◆ Work to do: Search the material below for the word "size" and copy every line in which it occurs.

◆ Records provided:
━━━━━━━━━━━━━━━━

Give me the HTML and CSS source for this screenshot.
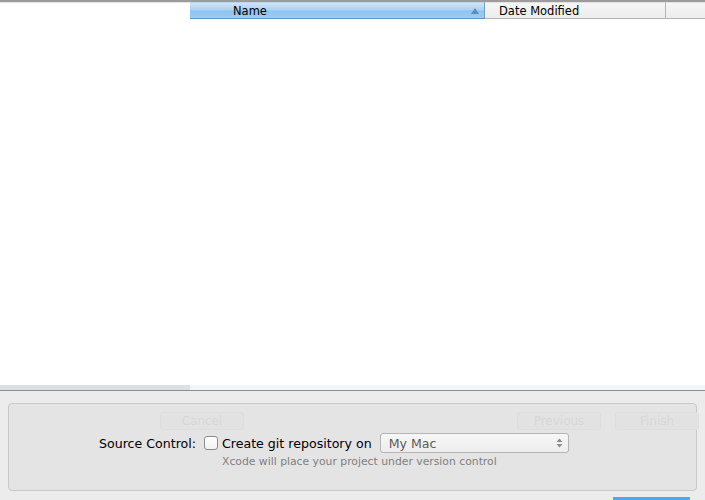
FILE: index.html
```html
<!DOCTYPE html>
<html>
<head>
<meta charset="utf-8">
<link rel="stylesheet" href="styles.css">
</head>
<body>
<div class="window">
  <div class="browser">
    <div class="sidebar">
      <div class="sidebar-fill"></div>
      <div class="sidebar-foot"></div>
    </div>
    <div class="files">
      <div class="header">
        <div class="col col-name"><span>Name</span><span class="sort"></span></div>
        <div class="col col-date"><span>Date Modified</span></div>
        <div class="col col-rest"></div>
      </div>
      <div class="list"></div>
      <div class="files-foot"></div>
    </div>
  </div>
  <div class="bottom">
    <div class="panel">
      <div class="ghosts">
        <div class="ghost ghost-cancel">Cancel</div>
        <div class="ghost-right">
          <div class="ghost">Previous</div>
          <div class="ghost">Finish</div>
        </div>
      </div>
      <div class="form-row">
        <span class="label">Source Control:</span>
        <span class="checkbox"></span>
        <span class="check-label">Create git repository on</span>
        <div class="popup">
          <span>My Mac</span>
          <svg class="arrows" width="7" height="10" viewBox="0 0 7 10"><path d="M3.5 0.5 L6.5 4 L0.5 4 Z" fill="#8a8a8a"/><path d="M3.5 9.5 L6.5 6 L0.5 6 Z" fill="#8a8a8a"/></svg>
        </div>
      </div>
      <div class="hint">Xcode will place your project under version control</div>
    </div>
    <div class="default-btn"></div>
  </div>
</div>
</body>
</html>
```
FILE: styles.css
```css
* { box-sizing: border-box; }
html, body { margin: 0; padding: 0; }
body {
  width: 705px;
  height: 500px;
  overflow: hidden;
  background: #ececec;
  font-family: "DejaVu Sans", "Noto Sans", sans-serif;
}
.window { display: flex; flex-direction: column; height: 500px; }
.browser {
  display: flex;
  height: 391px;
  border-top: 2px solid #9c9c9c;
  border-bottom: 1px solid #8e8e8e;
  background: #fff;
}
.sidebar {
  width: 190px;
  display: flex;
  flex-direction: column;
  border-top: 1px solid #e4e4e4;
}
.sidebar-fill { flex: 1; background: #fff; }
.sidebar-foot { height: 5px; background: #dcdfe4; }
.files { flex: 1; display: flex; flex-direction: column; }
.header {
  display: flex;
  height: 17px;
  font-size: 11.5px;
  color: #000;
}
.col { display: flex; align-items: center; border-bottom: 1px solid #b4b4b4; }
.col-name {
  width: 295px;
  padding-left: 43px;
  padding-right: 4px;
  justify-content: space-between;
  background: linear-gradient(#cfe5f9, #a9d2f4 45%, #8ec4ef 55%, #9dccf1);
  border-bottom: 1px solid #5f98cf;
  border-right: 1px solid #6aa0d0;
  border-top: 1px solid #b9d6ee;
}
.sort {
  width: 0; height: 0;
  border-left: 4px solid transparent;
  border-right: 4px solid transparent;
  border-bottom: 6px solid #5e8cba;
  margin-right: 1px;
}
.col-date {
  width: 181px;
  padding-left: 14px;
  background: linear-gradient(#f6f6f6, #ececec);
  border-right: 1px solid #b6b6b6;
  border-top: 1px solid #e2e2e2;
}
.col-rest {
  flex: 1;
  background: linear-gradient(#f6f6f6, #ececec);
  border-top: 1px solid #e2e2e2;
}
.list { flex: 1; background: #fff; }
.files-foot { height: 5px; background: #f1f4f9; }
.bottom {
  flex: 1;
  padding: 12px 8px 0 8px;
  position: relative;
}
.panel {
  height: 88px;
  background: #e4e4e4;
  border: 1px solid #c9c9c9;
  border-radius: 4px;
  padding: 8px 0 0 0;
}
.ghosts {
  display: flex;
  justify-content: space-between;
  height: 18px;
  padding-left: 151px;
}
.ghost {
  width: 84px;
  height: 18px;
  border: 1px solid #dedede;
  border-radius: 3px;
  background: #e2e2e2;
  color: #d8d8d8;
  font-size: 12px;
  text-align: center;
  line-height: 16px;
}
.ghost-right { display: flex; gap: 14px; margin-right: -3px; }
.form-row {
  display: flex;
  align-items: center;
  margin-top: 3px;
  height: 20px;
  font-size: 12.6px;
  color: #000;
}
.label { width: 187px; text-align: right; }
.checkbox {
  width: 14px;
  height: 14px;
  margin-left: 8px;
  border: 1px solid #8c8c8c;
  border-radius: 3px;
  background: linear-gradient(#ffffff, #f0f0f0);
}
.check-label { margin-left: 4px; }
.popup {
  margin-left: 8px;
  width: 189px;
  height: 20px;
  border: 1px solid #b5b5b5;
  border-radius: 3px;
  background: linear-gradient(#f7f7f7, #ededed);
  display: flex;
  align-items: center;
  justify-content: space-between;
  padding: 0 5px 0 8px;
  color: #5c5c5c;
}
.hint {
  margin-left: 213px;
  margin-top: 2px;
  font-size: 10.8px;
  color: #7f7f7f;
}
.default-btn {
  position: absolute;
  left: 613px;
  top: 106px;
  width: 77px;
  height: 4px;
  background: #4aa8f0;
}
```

━━━━━━━━━━━━━━━━

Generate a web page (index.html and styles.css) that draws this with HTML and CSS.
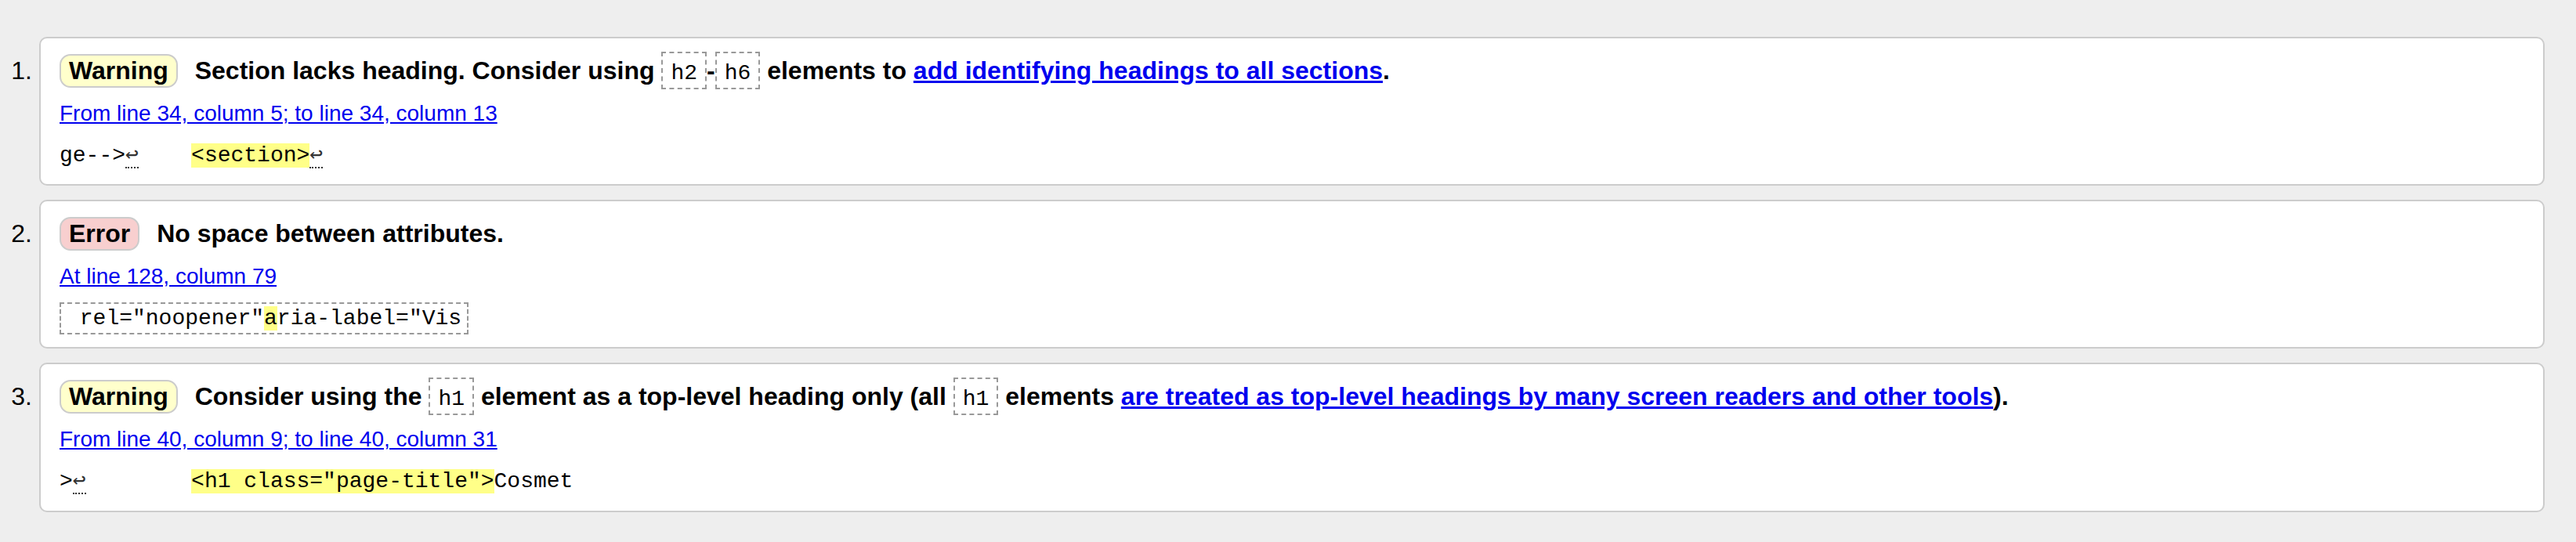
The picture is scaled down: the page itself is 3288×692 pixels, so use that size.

━━━━━━━━━━━━━━━━

◆ Correct result:
  font-size: 11.5px;
  font-size: 12px;
  font-size: 12.6px;
  font-size: 10.8px;
The picture is scaled down: the page itself is 3288×692 pixels, so use that size.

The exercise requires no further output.